Exercise prompt ▸
Would you retype all of these records exactly?

Dataset rows
+++
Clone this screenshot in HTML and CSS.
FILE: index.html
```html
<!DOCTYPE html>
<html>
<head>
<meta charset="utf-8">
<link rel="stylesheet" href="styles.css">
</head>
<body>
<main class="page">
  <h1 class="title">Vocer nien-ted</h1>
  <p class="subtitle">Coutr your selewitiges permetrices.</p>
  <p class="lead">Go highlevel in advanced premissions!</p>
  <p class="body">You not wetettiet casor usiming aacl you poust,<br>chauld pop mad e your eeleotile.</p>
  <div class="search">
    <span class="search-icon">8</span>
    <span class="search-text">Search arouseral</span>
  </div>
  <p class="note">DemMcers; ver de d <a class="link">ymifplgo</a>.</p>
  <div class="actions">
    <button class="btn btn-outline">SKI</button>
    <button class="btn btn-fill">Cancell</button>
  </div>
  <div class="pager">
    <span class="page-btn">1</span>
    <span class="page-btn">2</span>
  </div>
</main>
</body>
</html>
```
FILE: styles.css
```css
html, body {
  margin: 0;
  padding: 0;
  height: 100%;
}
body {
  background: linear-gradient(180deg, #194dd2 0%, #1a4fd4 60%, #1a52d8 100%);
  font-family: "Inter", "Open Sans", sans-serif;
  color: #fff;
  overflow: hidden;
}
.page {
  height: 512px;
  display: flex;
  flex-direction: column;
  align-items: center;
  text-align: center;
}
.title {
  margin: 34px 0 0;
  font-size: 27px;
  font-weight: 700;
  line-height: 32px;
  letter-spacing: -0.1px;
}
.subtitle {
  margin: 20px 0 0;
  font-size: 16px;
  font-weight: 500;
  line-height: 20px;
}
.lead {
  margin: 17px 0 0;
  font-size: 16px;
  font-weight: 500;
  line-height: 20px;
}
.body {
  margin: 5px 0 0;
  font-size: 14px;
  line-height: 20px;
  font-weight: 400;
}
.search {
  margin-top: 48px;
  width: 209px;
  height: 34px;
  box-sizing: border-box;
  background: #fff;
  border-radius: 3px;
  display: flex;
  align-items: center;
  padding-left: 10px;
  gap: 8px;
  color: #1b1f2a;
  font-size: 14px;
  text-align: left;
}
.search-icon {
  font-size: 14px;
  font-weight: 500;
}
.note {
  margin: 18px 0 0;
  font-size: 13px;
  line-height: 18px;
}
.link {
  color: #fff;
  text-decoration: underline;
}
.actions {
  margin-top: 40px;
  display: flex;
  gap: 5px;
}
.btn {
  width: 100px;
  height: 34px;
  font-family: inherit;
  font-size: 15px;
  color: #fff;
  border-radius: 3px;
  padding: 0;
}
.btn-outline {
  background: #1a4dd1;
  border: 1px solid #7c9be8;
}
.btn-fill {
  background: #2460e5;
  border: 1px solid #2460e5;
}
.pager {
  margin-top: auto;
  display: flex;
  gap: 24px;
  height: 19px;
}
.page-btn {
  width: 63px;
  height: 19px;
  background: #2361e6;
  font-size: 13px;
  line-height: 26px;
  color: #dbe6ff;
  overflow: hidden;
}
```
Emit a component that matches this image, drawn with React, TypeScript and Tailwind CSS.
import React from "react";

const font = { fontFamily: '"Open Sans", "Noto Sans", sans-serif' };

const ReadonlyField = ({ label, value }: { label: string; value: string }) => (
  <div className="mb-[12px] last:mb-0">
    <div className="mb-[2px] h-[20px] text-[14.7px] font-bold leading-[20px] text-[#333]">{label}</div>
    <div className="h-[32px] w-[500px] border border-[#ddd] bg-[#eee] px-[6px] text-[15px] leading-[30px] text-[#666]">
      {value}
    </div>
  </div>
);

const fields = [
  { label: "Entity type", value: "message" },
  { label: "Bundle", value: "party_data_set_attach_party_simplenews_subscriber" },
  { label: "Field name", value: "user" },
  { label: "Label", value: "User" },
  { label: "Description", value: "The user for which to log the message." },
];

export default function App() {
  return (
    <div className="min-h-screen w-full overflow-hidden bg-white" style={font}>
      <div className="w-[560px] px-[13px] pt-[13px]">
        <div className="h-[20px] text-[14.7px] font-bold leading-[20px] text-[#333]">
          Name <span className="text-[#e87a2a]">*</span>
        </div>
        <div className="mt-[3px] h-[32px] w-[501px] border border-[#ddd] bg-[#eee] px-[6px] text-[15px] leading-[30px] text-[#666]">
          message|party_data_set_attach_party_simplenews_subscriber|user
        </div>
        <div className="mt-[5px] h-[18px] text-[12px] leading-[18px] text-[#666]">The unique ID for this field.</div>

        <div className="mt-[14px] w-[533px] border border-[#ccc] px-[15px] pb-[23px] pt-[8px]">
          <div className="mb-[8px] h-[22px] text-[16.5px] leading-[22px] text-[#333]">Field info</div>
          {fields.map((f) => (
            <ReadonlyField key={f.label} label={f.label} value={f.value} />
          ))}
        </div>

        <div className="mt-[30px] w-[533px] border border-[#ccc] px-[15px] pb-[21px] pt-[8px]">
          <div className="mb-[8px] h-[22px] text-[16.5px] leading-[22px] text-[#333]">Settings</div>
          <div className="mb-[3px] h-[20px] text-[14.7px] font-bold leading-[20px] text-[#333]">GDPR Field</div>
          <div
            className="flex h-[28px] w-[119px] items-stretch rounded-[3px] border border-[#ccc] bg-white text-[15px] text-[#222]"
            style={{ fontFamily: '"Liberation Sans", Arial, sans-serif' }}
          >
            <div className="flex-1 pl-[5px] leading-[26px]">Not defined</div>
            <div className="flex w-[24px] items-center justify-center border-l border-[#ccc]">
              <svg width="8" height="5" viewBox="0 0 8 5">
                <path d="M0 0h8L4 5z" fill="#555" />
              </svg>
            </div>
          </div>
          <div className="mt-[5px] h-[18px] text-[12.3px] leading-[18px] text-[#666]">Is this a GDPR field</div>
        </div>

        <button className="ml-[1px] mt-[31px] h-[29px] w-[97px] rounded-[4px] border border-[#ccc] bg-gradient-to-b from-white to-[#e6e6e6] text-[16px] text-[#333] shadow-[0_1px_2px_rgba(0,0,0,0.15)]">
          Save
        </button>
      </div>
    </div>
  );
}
+++
The reply ▸
Clone this screenshot in HTML and CSS.
FILE: index.html
```html
<!DOCTYPE html>
<html>
<head>
<meta charset="utf-8">
<link rel="stylesheet" href="styles.css">
</head>
<body>
<main class="page">
  <h1 class="title">Vocer nien-ted</h1>
  <p class="subtitle">Coutr your selewitiges permetrices.</p>
  <p class="lead">Go highlevel in advanced premissions!</p>
  <p class="body">You not wetettiet casor usiming aacl you poust,<br>chauld pop mad e your eeleotile.</p>
  <div class="search">
    <span class="search-icon">8</span>
    <span class="search-text">Search arouseral</span>
  </div>
  <p class="note">DemMcers; ver de d <a class="link">ymifplgo</a>.</p>
  <div class="actions">
    <button class="btn btn-outline">SKI</button>
    <button class="btn btn-fill">Cancell</button>
  </div>
  <div class="pager">
    <span class="page-btn">1</span>
    <span class="page-btn">2</span>
  </div>
</main>
</body>
</html>
```
FILE: styles.css
```css
html, body {
  margin: 0;
  padding: 0;
  height: 100%;
}
body {
  background: linear-gradient(180deg, #194dd2 0%, #1a4fd4 60%, #1a52d8 100%);
  font-family: "Inter", "Open Sans", sans-serif;
  color: #fff;
  overflow: hidden;
}
.page {
  height: 512px;
  display: flex;
  flex-direction: column;
  align-items: center;
  text-align: center;
}
.title {
  margin: 34px 0 0;
  font-size: 27px;
  font-weight: 700;
  line-height: 32px;
  letter-spacing: -0.1px;
}
.subtitle {
  margin: 20px 0 0;
  font-size: 16px;
  font-weight: 500;
  line-height: 20px;
}
.lead {
  margin: 17px 0 0;
  font-size: 16px;
  font-weight: 500;
  line-height: 20px;
}
.body {
  margin: 5px 0 0;
  font-size: 14px;
  line-height: 20px;
  font-weight: 400;
}
.search {
  margin-top: 48px;
  width: 209px;
  height: 34px;
  box-sizing: border-box;
  background: #fff;
  border-radius: 3px;
  display: flex;
  align-items: center;
  padding-left: 10px;
  gap: 8px;
  color: #1b1f2a;
  font-size: 14px;
  text-align: left;
}
.search-icon {
  font-size: 14px;
  font-weight: 500;
}
.note {
  margin: 18px 0 0;
  font-size: 13px;
  line-height: 18px;
}
.link {
  color: #fff;
  text-decoration: underline;
}
.actions {
  margin-top: 40px;
  display: flex;
  gap: 5px;
}
.btn {
  width: 100px;
  height: 34px;
  font-family: inherit;
  font-size: 15px;
  color: #fff;
  border-radius: 3px;
  padding: 0;
}
.btn-outline {
  background: #1a4dd1;
  border: 1px solid #7c9be8;
}
.btn-fill {
  background: #2460e5;
  border: 1px solid #2460e5;
}
.pager {
  margin-top: auto;
  display: flex;
  gap: 24px;
  height: 19px;
}
.page-btn {
  width: 63px;
  height: 19px;
  background: #2361e6;
  font-size: 13px;
  line-height: 26px;
  color: #dbe6ff;
  overflow: hidden;
}
```
Emit a component that matches this image, drawn with React, TypeScript and Tailwind CSS.
import React from "react";

const font = { fontFamily: '"Open Sans", "Noto Sans", sans-serif' };

const ReadonlyField = ({ label, value }: { label: string; value: string }) => (
  <div className="mb-[12px] last:mb-0">
    <div className="mb-[2px] h-[20px] text-[14.7px] font-bold leading-[20px] text-[#333]">{label}</div>
    <div className="h-[32px] w-[500px] border border-[#ddd] bg-[#eee] px-[6px] text-[15px] leading-[30px] text-[#666]">
      {value}
    </div>
  </div>
);

const fields = [
  { label: "Entity type", value: "message" },
  { label: "Bundle", value: "party_data_set_attach_party_simplenews_subscriber" },
  { label: "Field name", value: "user" },
  { label: "Label", value: "User" },
  { label: "Description", value: "The user for which to log the message." },
];

export default function App() {
  return (
    <div className="min-h-screen w-full overflow-hidden bg-white" style={font}>
      <div className="w-[560px] px-[13px] pt-[13px]">
        <div className="h-[20px] text-[14.7px] font-bold leading-[20px] text-[#333]">
          Name <span className="text-[#e87a2a]">*</span>
        </div>
        <div className="mt-[3px] h-[32px] w-[501px] border border-[#ddd] bg-[#eee] px-[6px] text-[15px] leading-[30px] text-[#666]">
          message|party_data_set_attach_party_simplenews_subscriber|user
        </div>
        <div className="mt-[5px] h-[18px] text-[12px] leading-[18px] text-[#666]">The unique ID for this field.</div>

        <div className="mt-[14px] w-[533px] border border-[#ccc] px-[15px] pb-[23px] pt-[8px]">
          <div className="mb-[8px] h-[22px] text-[16.5px] leading-[22px] text-[#333]">Field info</div>
          {fields.map((f) => (
            <ReadonlyField key={f.label} label={f.label} value={f.value} />
          ))}
        </div>

        <div className="mt-[30px] w-[533px] border border-[#ccc] px-[15px] pb-[21px] pt-[8px]">
          <div className="mb-[8px] h-[22px] text-[16.5px] leading-[22px] text-[#333]">Settings</div>
          <div className="mb-[3px] h-[20px] text-[14.7px] font-bold leading-[20px] text-[#333]">GDPR Field</div>
          <div
            className="flex h-[28px] w-[119px] items-stretch rounded-[3px] border border-[#ccc] bg-white text-[15px] text-[#222]"
            style={{ fontFamily: '"Liberation Sans", Arial, sans-serif' }}
          >
            <div className="flex-1 pl-[5px] leading-[26px]">Not defined</div>
            <div className="flex w-[24px] items-center justify-center border-l border-[#ccc]">
              <svg width="8" height="5" viewBox="0 0 8 5">
                <path d="M0 0h8L4 5z" fill="#555" />
              </svg>
            </div>
          </div>
          <div className="mt-[5px] h-[18px] text-[12.3px] leading-[18px] text-[#666]">Is this a GDPR field</div>
        </div>

        <button className="ml-[1px] mt-[31px] h-[29px] w-[97px] rounded-[4px] border border-[#ccc] bg-gradient-to-b from-white to-[#e6e6e6] text-[16px] text-[#333] shadow-[0_1px_2px_rgba(0,0,0,0.15)]">
          Save
        </button>
      </div>
    </div>
  );
}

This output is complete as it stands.